**Stated exercise**
Take each line containing the word "React" and copy it.

** Start **

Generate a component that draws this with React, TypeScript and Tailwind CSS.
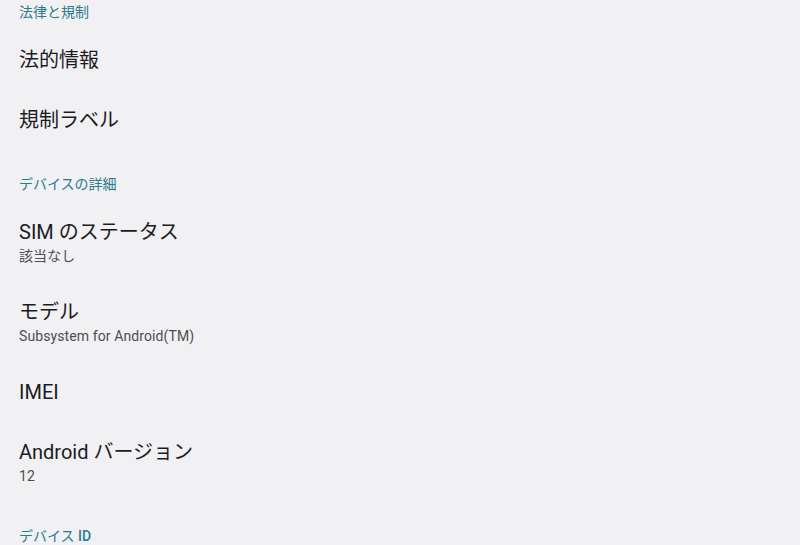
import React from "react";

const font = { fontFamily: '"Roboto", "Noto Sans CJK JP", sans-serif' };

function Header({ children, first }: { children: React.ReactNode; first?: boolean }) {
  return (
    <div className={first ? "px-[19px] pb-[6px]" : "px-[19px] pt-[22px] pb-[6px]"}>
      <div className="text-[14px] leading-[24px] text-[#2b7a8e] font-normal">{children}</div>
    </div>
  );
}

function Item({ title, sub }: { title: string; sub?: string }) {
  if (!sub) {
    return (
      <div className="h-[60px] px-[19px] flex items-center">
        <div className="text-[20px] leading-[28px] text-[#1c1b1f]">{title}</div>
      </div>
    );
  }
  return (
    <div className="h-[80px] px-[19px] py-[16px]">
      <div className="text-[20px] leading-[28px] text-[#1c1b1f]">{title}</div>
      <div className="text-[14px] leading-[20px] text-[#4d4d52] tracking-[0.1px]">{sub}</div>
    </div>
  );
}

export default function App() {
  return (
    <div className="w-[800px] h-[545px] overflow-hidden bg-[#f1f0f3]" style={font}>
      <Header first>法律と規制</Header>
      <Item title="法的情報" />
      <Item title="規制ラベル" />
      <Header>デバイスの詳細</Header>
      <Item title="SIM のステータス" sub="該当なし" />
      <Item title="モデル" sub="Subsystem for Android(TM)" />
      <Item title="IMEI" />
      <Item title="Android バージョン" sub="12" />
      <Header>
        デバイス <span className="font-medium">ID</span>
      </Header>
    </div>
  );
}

** End **

**Task response**
Generate a component that draws this with React, TypeScript and Tailwind CSS.
import React from "react";
function Header({ children, first }: { children: React.ReactNode; first?: boolean }) {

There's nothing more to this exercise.